11.10.2005

John Grisham, you're banned! But not really.

All of us free-speech-lovin' Barrelhousers can breathe easier today: the Fargo, N.D. school board has decided not to ban John Grisham's A Time to Kill, despite petitions from a group of parents.

Of course this raises a few questions, like when did high schools start assigning John Grisham books, and what was so offensive about this one in particular (the parents claimed "violence," but I'm guessing maybe they just read the title and started having epileptic-like fits).

The parents, learning that their plea was denied, sound predictably pissy. "The hubris of this board is unbelievable," Pamela Sund Herschlip told the Associated Press. Which makes me wonder if Herschlip knows what the word "hubris" means. Perhaps if she'd read a few more ultra-bloody books -- both The Illiad and The Odyssey come to mind -- she'd be better able to use the word in a sentence.

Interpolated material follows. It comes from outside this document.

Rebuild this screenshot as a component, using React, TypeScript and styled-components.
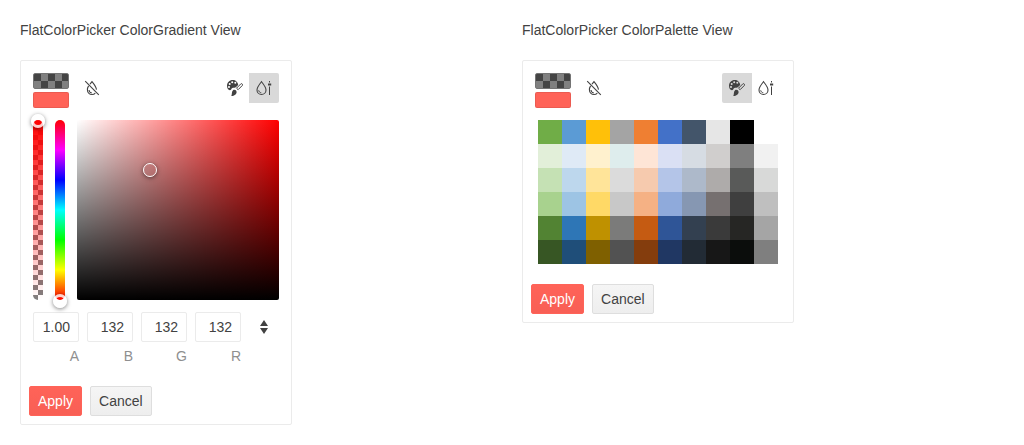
import React, { useId, useState } from 'react';
import styled, { createGlobalStyle, css } from 'styled-components';

const GlobalStyle = createGlobalStyle`
  *, *::before, *::after { box-sizing: border-box; }
  body {
    margin: 0;
    background: #ffffff;
    color: #424242;
    font-family: "Liberation Sans", Arial, sans-serif;
    font-size: 14px;
    line-height: 20px;
  }
  button, input { font: inherit; color: inherit; }
`;

const Page = styled.main`
  display: grid;
  grid-template-columns: 1fr 1fr;
  gap: 20px;
  padding: 20px;
  align-items: start;
`;

const Section = styled.section`
  display: flex;
  flex-direction: column;
  align-items: flex-start;
  gap: 20px;
`;

const Title = styled.h2`
  margin: 0;
  font-size: 14px;
  font-weight: 400;
  line-height: 20px;
`;

const Card = styled.form`
  width: 272px;
  border: 1px solid #ebebeb;
  border-radius: 2px;
  background: #ffffff;
`;

const Header = styled.div`
  display: flex;
  align-items: flex-start;
  gap: 8px;
  padding: 12px 12px 0;
`;

const Preview = styled.div`
  display: flex;
  flex-direction: column;
  gap: 3px;
`;

const Swatch = styled.span<{ $empty?: boolean }>`
  display: block;
  width: 36px;
  height: 16px;
  border: 1px solid rgba(0, 0, 0, 0.08);
  border-radius: 2px;
  background: #ff6358;
  ${(p) =>
    p.$empty &&
    css`
      border-color: #747474;
      background: repeating-conic-gradient(#808080 0 25%, #444444 0 50%) 0 0 / 14px 14px;
    `}
`;

const IconButton = styled.button<{ $active?: boolean; $side?: 'start' | 'end' }>`
  display: flex;
  align-items: center;
  justify-content: center;
  width: 30px;
  height: 30px;
  padding: 0;
  border: 0;
  border-radius: ${(p) =>
    p.$side === 'start' ? '2px 0 0 2px' : p.$side === 'end' ? '0 2px 2px 0' : '2px'};
  background: ${(p) => (p.$active ? '#d9d9d9' : 'transparent')};
  cursor: pointer;
`;

const ViewSwitch = styled.div`
  display: flex;
  margin-left: auto;

  & > * + * {
    margin-left: -1px;
  }
`;

const Body = styled.div`
  padding: 12px;
`;

const Canvas = styled.div`
  display: flex;
  gap: 12px;
  height: 180px;
`;

const Track = styled.div<{ $kind: 'alpha' | 'hue' }>`
  position: relative;
  width: 10px;
  border-radius: 5px;
  background: ${(p) =>
    p.$kind === 'alpha'
      ? 'linear-gradient(to bottom, #ff0000, rgba(255, 0, 0, 0)), repeating-conic-gradient(#808080 0 25%, #ffffff 0 50%) 0 0 / 10px 10px'
      : 'linear-gradient(to top, #ff0000, #ffff00, #00ff00, #00ffff, #0000ff, #ff00ff, #ff0000)'};
`;

const Handle = styled.span<{ $x: string; $y: string; $thin?: boolean }>`
  position: absolute;
  left: ${(p) => p.$x};
  top: ${(p) => p.$y};
  width: 14px;
  height: 14px;
  margin: ${(p) => (p.$thin ? '-7px' : '-6px -7px')};
  border: ${(p) => (p.$thin ? '1px solid #ffffff' : '3px solid rgba(255, 255, 255, 0.8)')};
  border-radius: 50%;
  box-shadow: 0 1px 4px rgba(0, 0, 0, 0.5);
`;

const Gradient = styled.div`
  position: relative;
  flex: 1;
  border-radius: 2px;
  background: linear-gradient(to bottom, transparent, #000000),
    linear-gradient(to right, #ffffff, rgba(255, 255, 255, 0)), #ff0000;
`;

const Channels = styled.div`
  display: flex;
  align-items: flex-start;
  gap: 8px;
  margin-top: 12px;
`;

const Channel = styled.div`
  display: flex;
  flex: 1;
  flex-direction: column;
  gap: 4px;
  text-align: right;
`;

const ChannelInput = styled.input`
  width: 100%;
  height: 30px;
  padding: 4px 8px;
  border: 1px solid #ebebeb;
  border-radius: 2px;
  background: #ffffff;
  text-align: right;
  outline: 0;
`;

const ChannelLabel = styled.label`
  color: #8f8f8f;
`;

const Palette = styled.table`
  margin: 0 auto;
  border-collapse: collapse;
`;

const Tile = styled.td<{ $color: string }>`
  width: 24px;
  height: 24px;
  padding: 0;
  background: ${(p) => p.$color};
`;

const Footer = styled.div`
  display: flex;
  gap: 8px;
  padding: 8px;
`;

const Button = styled.button<{ $primary?: boolean }>`
  height: 30px;
  padding: 4px 8px;
  border: 1px solid ${(p) => (p.$primary ? '#ff6358' : '#dedede')};
  border-radius: 2px;
  background: ${(p) =>
    p.$primary ? 'linear-gradient(#ff6358, #f85f55)' : 'linear-gradient(#f5f5f5, #eeeeee)'};
  color: ${(p) => (p.$primary ? '#ffffff' : '#424242')};
  cursor: pointer;
`;

const DropletSlashIcon = () => (
  <svg width="16" height="16" viewBox="0 0 16 16" fill="none" stroke="#424242" strokeWidth="1.1" aria-hidden="true">
    <path d="M1.200 1.200 14.800 14.800" />
    <path d="M6 4.200 8 1.600c1.600 1.900 4 4.800 4.500 8" />
    <path d="M4.600 5.900C3.800 7.200 3.400 8.500 3.400 9.800c0 2.700 2 4.700 4.600 4.700 1.300 0 2.500-.5 3.300-1.400" />
    <path d="M5 10c.1 1.600 1.100 2.700 2.700 2.900" />
  </svg>
);

const PaletteIcon = () => (
  <svg width="16" height="16" viewBox="0 0 16 16" aria-hidden="true">
    <path
      fill="#424242"
      fillRule="evenodd"
      d="M5.700 0C2.500 0 0 2.600 0 5.800c0 2.500 1.300 4.400 2.900 4.400 1.300 0 1.300-1.700 2.500-2.300 1.300-.6 2.300.2 3.400-.6L11.200 5C10.900 2.100 8.700 0 5.700 0ZM5.200 1.200a1 1 0 1 1 0 2 1 1 0 0 1 0-2ZM8.300 1.800a1 1 0 1 1 0 2 1 1 0 0 1 0-2ZM2.700 2.900a1 1 0 1 1 0 2 1 1 0 0 1 0-2ZM2 5.900a1 1 0 1 1 0 2 1 1 0 0 1 0-2Z"
    />
    <path fill="none" stroke="#424242" strokeLinejoin="round" d="m9.500 8.200 4.400-4.400c.9-.6 2.200.6 1.500 1.600L11.100 9.700Z" />
    <path fill="#424242" d="M6 10.200c1.700-.9 3.500.1 3.600 1.700.1 2.300-2.200 4-5.300 4 1-1.500.1-4.600 1.700-5.700Z" />
  </svg>
);

const DropletSliderIcon = () => (
  <svg width="16" height="16" viewBox="0 0 16 16" fill="none" stroke="#424242" aria-hidden="true">
    <path strokeWidth="1.1" d="M5.500 1.700C3.500 4.200 1 7.200 1 10c0 2.600 2 4.500 4.500 4.500S10 12.600 10 10c0-2.800-2.500-5.800-4.500-8.300Z" />
    <path d="M2.700 10.300c.2 1.400 1.100 2.300 2.600 2.500" />
    <path d="M13.500 1v1.500M13.500 6.500V15" />
    <path strokeWidth="2" d="M12 4.500h3.200" />
  </svg>
);

const SpinIcon = () => (
  <svg width="16" height="16" viewBox="0 0 16 16" fill="#424242" aria-hidden="true">
    <path d="M8 1l4 6H4ZM8 15l4-6H4Z" />
  </svg>
);

const COLORS = [
  ['#70ad47', '#5b9bd5', '#ffc009', '#a4a4a4', '#ef7f32', '#4371c8', '#43556a', '#e6e6e6', '#000000', '#ffffff'],
  ['#e2efd9', '#dfeaf6', '#fff1ce', '#deeded', '#fee5d6', '#dae0f4', '#d6dce3', '#d0cecd', '#7f7f7f', '#f1f1f1'],
  ['#c5e1b4', '#bdd7ed', '#ffe499', '#dbdbdb', '#f6caae', '#b4c5e8', '#adb9ca', '#aeabaa', '#595a59', '#d8d9d8'],
  ['#a8d28e', '#9dc4e4', '#ffd966', '#c8c8c8', '#f5b184', '#8faadb', '#8697b2', '#767070', '#3f3f3f', '#bfbfbf'],
  ['#528333', '#2e76b6', '#bf9100', '#7b7b7a', '#c55b12', '#2f5597', '#334050', '#3a3a3a', '#262624', '#a5a5a5'],
  ['#375624', '#1f4e79', '#7f6000', '#525252', '#843d0d', '#203763', '#222b35', '#171717', '#0b0d0c', '#7f7f7f'],
];

type View = 'gradient' | 'palette';

function PickerHeader({ view }: { view: View }) {
  return (
    <Header>
      <Preview>
        <Swatch $empty />
        <Swatch />
      </Preview>
      <IconButton type="button" aria-label="Clear value">
        <DropletSlashIcon />
      </IconButton>
      <ViewSwitch>
        <IconButton type="button" aria-label="Palette view" $side="start" $active={view === 'palette'} aria-pressed={view === 'palette'}>
          <PaletteIcon />
        </IconButton>
        <IconButton type="button" aria-label="Gradient view" $side="end" $active={view === 'gradient'} aria-pressed={view === 'gradient'}>
          <DropletSliderIcon />
        </IconButton>
      </ViewSwitch>
    </Header>
  );
}

function ChannelField({ name, initial }: { name: string; initial: string }) {
  const id = useId();
  const [value, setValue] = useState(initial);
  return (
    <Channel>
      <ChannelInput id={id} value={value} onChange={(e) => setValue(e.target.value)} />
      <ChannelLabel htmlFor={id}>{name}</ChannelLabel>
    </Channel>
  );
}

function GradientView() {
  return (
    <Body>
      <Canvas>
        <Track $kind="alpha">
          <Handle $x="50%" $y="0" />
        </Track>
        <Track $kind="hue">
          <Handle $x="50%" $y="100%" />
        </Track>
        <Gradient>
          <Handle $thin $x="36%" $y="28%" />
        </Gradient>
      </Canvas>
      <Channels>
        <ChannelField name="A" initial="1.00" />
        <ChannelField name="B" initial="132" />
        <ChannelField name="G" initial="132" />
        <ChannelField name="R" initial="132" />
        <IconButton type="button" aria-label="Change color format">
          <SpinIcon />
        </IconButton>
      </Channels>
    </Body>
  );
}

function PaletteView() {
  return (
    <Body>
      <Palette>
        <tbody>
          {COLORS.map((row, i) => (
            <tr key={i}>
              {row.map((color, j) => (
                <Tile key={j} $color={color} aria-label={color} />
              ))}
            </tr>
          ))}
        </tbody>
      </Palette>
    </Body>
  );
}

function FlatColorPicker({ view }: { view: View }) {
  return (
    <Card onSubmit={(e) => e.preventDefault()}>
      <PickerHeader view={view} />
      {view === 'gradient' ? <GradientView /> : <PaletteView />}
      <Footer>
        <Button type="submit" $primary>
          Apply
        </Button>
        <Button type="button">Cancel</Button>
      </Footer>
    </Card>
  );
}

export default function App() {
  return (
    <>
      <GlobalStyle />
      <Page>
        <Section>
          <Title>FlatColorPicker ColorGradient View</Title>
          <FlatColorPicker view="gradient" />
        </Section>
        <Section>
          <Title>FlatColorPicker ColorPalette View</Title>
          <FlatColorPicker view="palette" />
        </Section>
      </Page>
    </>
  );
}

I remember when I was in high school and a small but crazy group of parents wanted to ban "Young Goodman Brown," because it was about "people hanging around with the devil." Nothing came of it, of course, except that my family got a good laugh. One of the ring leaders -- an extremely religious woman who wouldn't let her daughter date or even leave the house much past dark (and yes, the daughter was pregnant before graduation, because that's how these things work) -- called my mom to enlist her help in getting "Young Goodman Brown" off our American Lit. syllabus. I remember my mom getting off the phone and looking perplexed. "Some crazy woman just called," she said. "I'm pretty sure she hasn't actually read 'Young Goodman Brown.' I mean, it's been years, but isn't that some kind of relgious allegory?"

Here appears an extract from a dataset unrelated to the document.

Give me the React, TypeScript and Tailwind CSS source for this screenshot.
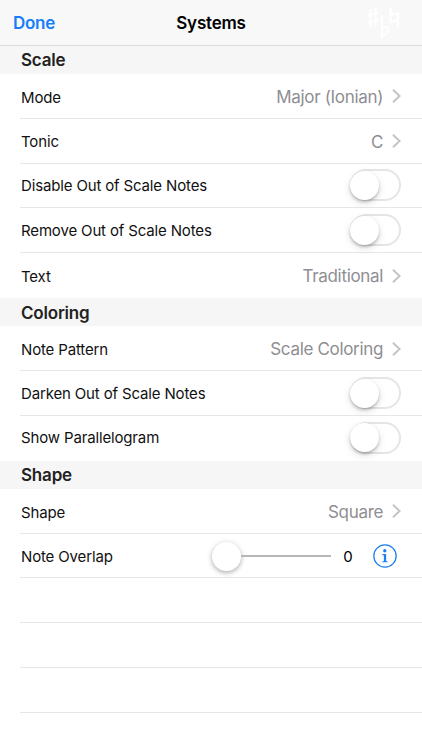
import React, { useState } from "react";

function Chevron() {
    return (
        <svg className="ml-[9px] h-4 w-[9px] shrink-0" viewBox="0 0 9 16" fill="none">
            <path d="M1 1.800L7.600 8L1 14.200" stroke="#c2c2c7" strokeWidth="1.9" />
        </svg>
    );
}

function SectionHeader({ title, className = "h-[28.1px] pt-px" }: { title: string; className?: string }) {
    return (
        <div className={`flex items-center bg-[#f6f6f6] pl-[21px] ${className}`}>
            <h2 className="text-[17px] leading-6 font-semibold tracking-[-0.2px] text-[#222]">{title}</h2>
        </div>
    );
}

interface RowProps {
    label?: string;
    last?: boolean;
    labelClass?: string;
    children?: React.ReactNode;
}

function Row({ label, last, labelClass = "pt-[2px]", children }: RowProps) {
    return (
        <div
            className={`ml-5 flex h-[44.8px] items-center justify-between border-b pr-[21px] pl-px ${last ? "border-transparent" : "border-[#e6e6e8]"}`}
        >
            <span className={`text-[15px] leading-5 tracking-[-0.15px] whitespace-nowrap text-[#111] ${labelClass}`}>
                {label}
            </span>
            {children}
        </div>
    );
}

function LinkRow({ label, value, last }: { label: string; value: string; last?: boolean }) {
    return (
        <Row label={label} last={last} labelClass="pt-[3.5px]">
            <div className="flex items-center pt-px">
                <span className="pt-px text-[17px] leading-6 tracking-[-0.33px] text-[#8e8e93]">{value}</span>
                <Chevron />
            </div>
        </Row>
    );
}

function ToggleRow({ label, last }: { label: string; last?: boolean }) {
    const [on, setOn] = useState(false);

    return (
        <Row label={label} last={last} labelClass="pt-px">
            <button
                role="switch"
                aria-checked={on}
                aria-label={label}
                onClick={() => setOn(!on)}
                className={`flex h-[32px] w-[51px] items-center rounded-full border-2 ${on ? "justify-end border-[#4cd964] bg-[#4cd964]" : "border-[#e5e5e5] bg-white"}`}
            >
                <span className="-ml-[2px] size-[29px] shrink-0 rounded-full bg-white shadow-[0_2px_3px_rgba(0,0,0,0.22),0_3px_8px_rgba(0,0,0,0.12)]" />
            </button>
        </Row>
    );
}

function Accidentals() {
    return (
        <svg className="h-8 w-9" viewBox="0 0 36 32" fill="none" stroke="white" strokeWidth="2">
            {/* sharp */}
            <path d="M4.500 2V20.500M9.500 1V19.500M1.500 8L12.500 5.500M1.500 15.500L12.500 13" />
            {/* flat */}
            <path d="M16 8.500V30C20 27.500 23.200 24.500 22.700 21.800C22.200 19.200 18.500 19.800 16 22.500" />
            {/* natural */}
            <path d="M24.500 1V15L32 13M32 20V6L24.500 8" />
        </svg>
    );
}

export default function App() {
    return (
        <div className="min-h-[750px] w-full overflow-hidden bg-white font-['Inter','Liberation_Sans',sans-serif]">
            <header className="grid h-[46px] grid-cols-3 items-center border-b border-[#dcdcdc] bg-[#f8f8f8]">
                <button className="justify-self-start pl-[13px] text-[17px] leading-6 font-semibold tracking-[-0.3px] text-[#177efb]">
                    Done
                </button>
                <h1 className="text-center text-[17px] leading-6 font-semibold tracking-[-0.2px] text-black">Systems</h1>
                <div className="justify-self-end pr-5">
                    <Accidentals />
                </div>
            </header>

            <SectionHeader title="Scale" className="h-[28px]" />
            <LinkRow label="Mode" value="Major (Ionian)" />
            <LinkRow label="Tonic" value="C" />
            <ToggleRow label="Disable Out of Scale Notes" />
            <ToggleRow label="Remove Out of Scale Notes" />
            <LinkRow label="Text" value="Traditional" last />

            <SectionHeader title="Coloring" className="h-[28.4px] pt-px" />
            <LinkRow label="Note Pattern" value="Scale Coloring" />
            <ToggleRow label="Darken Out of Scale Notes" />
            <ToggleRow label="Show Parallelogram" last />

            <SectionHeader title="Shape" />
            <LinkRow label="Shape" value="Square" />
            <Row label="Note Overlap">
                <div className="flex items-center pt-px pr-1">
                    <span className="size-[29px] rounded-full bg-white shadow-[0_2px_4px_rgba(0,0,0,0.22),0_1px_7px_rgba(0,0,0,0.12)]" />
                    <span className="h-[2px] w-[90px] bg-[#b7b7b7]" />
                    <span className="w-[34px] pt-px text-center text-[15px] leading-5 text-black">0</span>
                    <svg className="ml-2 size-[24px]" viewBox="0 0 23 23" fill="none">
                        <circle cx="11.500" cy="11.500" r="10.700" stroke="#1c7ff3" strokeWidth="1.2" />
                        <circle cx="11.300" cy="6.500" r="1.600" fill="#1c7ff3" />
                        <path d="M9 9.700H12.600V16.500H14V17.500H9V16.500H10.400V10.700H9Z" fill="#1c7ff3" />
                    </svg>
                </div>
            </Row>
            <Row />
            <Row />
            <Row />
        </div>
    );
}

I actually wish people would try to ban more books, because it's the best way to get kids interested in reading. "Young Goodman Brown" sort of sucks eggs, if you're a high school junior, but when someone wants to keep you from reading it, all of a sudden it's like the coolest story ever told. And all it took to get me to read American Psycho as a high school sophomore was my English teacher working herself into a frenzy about how violent and offensive it was. Right now, I bet copies of A Time to Kill are flying off the shelves, and even kids who don't have to read it for school are turning its pages.